[WHAT TO PRODUCE]
Search the listing below for the string "index" and show each line that contains it.

[DATA SEGMENT]

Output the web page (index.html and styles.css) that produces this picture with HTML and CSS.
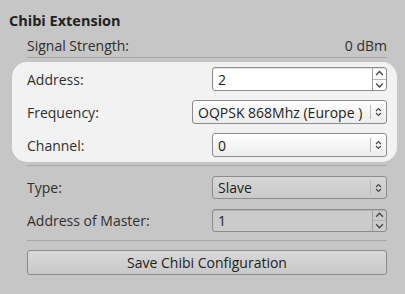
FILE: index.html
```html
<!DOCTYPE html>
<html lang="en">
<head>
    <meta charset="UTF-8">
    <title>Chibi Extension</title>
    <link rel="stylesheet" href="styles.css">
</head>
<body>
<div class="title">Chibi Extension</div>

<div class="row">
    <span class="label">Signal Strength:</span>
    <span class="value">0 dBm</span>
</div>
<div class="line first-line"></div>

<div class="panel">
    <div class="row">
        <span class="label">Address:</span>
        <div class="spin">
            <span class="text">2</span>
            <span class="arrows">
                <svg width="8" height="5" viewBox="0 0 8 5"><path d="M1 4 L4 1 L7 4" fill="none" stroke="#444" stroke-width="1.2"/></svg>
                <svg width="8" height="5" viewBox="0 0 8 5"><path d="M1 1 L4 4 L7 1" fill="none" stroke="#444" stroke-width="1.2"/></svg>
            </span>
        </div>
    </div>
    <div class="row gap">
        <span class="label">Frequency:</span>
        <div class="combo wide">
            <span class="text">OQPSK 868Mhz (Europe )</span>
            <span class="chev">
                <svg width="7" height="10" viewBox="0 0 7 10"><path d="M1 4 L3.5 1.5 L6 4 M1 6 L3.5 8.5 L6 6" fill="none" stroke="#444" stroke-width="1.1"/></svg>
            </span>
        </div>
    </div>
    <div class="row gap">
        <span class="label">Channel:</span>
        <div class="combo">
            <span class="text">0</span>
            <span class="chev">
                <svg width="7" height="10" viewBox="0 0 7 10"><path d="M1 4 L3.5 1.5 L6 4 M1 6 L3.5 8.5 L6 6" fill="none" stroke="#444" stroke-width="1.1"/></svg>
            </span>
        </div>
    </div>
</div>
<div class="line panel-line"></div>

<div class="row type-row">
    <span class="label">Type:</span>
    <div class="combo grey">
        <span class="text">Slave</span>
        <span class="chev">
            <svg width="7" height="10" viewBox="0 0 7 10"><path d="M1 4 L3.5 1.5 L6 4 M1 6 L3.5 8.5 L6 6" fill="none" stroke="#444" stroke-width="1.1"/></svg>
        </span>
    </div>
</div>
<div class="row master-row">
    <span class="label">Address of Master:</span>
    <div class="spin grey">
        <span class="text">1</span>
        <span class="arrows">
            <svg width="8" height="5" viewBox="0 0 8 5"><path d="M1 4 L4 1 L7 4" fill="none" stroke="#444" stroke-width="1.2"/></svg>
            <svg width="8" height="5" viewBox="0 0 8 5"><path d="M1 1 L4 4 L7 1" fill="none" stroke="#444" stroke-width="1.2"/></svg>
        </span>
    </div>
</div>
<div class="line master-line"></div>

<button class="save-btn">Save Chibi Configuration</button>
</body>
</html>
```

FILE: styles.css
```css
body {
    margin: 0;
    padding: 0;
    background: #c6c6c6;
    font-family: 'Open Sans', sans-serif;
    font-size: 14px;
    color: #2f2f2f;
}

.title {
    margin: 13px 0 0 9px;
    line-height: 16px;
    font-size: 14.5px;
    font-weight: bold;
    color: #222;
}

.row {
    display: flex;
    align-items: center;
    justify-content: space-between;
    margin: 8px 18px 0 27px;
    height: 16px;
}

.line {
    height: 1px;
    background: #a8a8a8;
    margin: 0 18px 0 27px;
}

.first-line {
    margin-top: 4px;
}

.panel {
    margin: 4px 8px 0 12px;
    padding: 5px 10px 5px 15px;
    background: #f2f2f2;
    border-radius: 15px;
}

.panel .row {
    margin: 0;
    height: 24px;
}

.panel .row.gap {
    margin-top: 9px;
}

.panel-line {
    margin-top: 3px;
}

.type-row, .master-row {
    margin-top: 10px;
    height: 23px;
}

.master-line {
    margin-top: 8px;
}

.spin, .combo {
    box-sizing: border-box;
    width: 175px;
    height: 24px;
    border: 1px solid #8c8c8c;
    border-radius: 3px;
    display: flex;
    align-items: stretch;
    color: #222;
}

.spin {
    background: #fff;
    box-shadow: inset 0 1px 1px rgba(0, 0, 0, 0.12);
}

.spin.grey {
    height: 23px;
    background: #cbcbcb;
}

.combo {
    background: linear-gradient(#ffffff, #ededed);
}

.combo.wide {
    width: 195px;
}

.combo.grey {
    height: 23px;
    background: linear-gradient(#d6d6d6, #c9c9c9);
}

.text {
    flex: 1;
    display: flex;
    align-items: center;
    padding-left: 5px;
    white-space: nowrap;
    overflow: hidden;
}

.arrows {
    width: 13px;
    border-left: 1px solid #a0a0a0;
    display: flex;
    flex-direction: column;
}

.arrows svg {
    flex: 1;
    width: 13px;
    padding: 0 2px;
    box-sizing: border-box;
}

.arrows svg + svg {
    border-top: 1px solid #b5b5b5;
}

.chev {
    width: 15px;
    display: flex;
    align-items: center;
    justify-content: center;
    border-left: 1px solid #b8b8b8;
    margin: 4px 0;
}

.save-btn {
    display: block;
    box-sizing: border-box;
    margin: 9px 18px 0 27px;
    width: 360px;
    height: 25px;
    border: 1px solid #8c8c8c;
    border-radius: 3px;
    background: linear-gradient(#d8d8d8, #c9c9c9);
    font-family: 'Open Sans', sans-serif;
    font-size: 14px;
    color: #222;
    padding: 0;
}
```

[WRITTEN RESPONSE]
Output the web page (index.html and styles.css) that produces this picture with HTML and CSS.
FILE: index.html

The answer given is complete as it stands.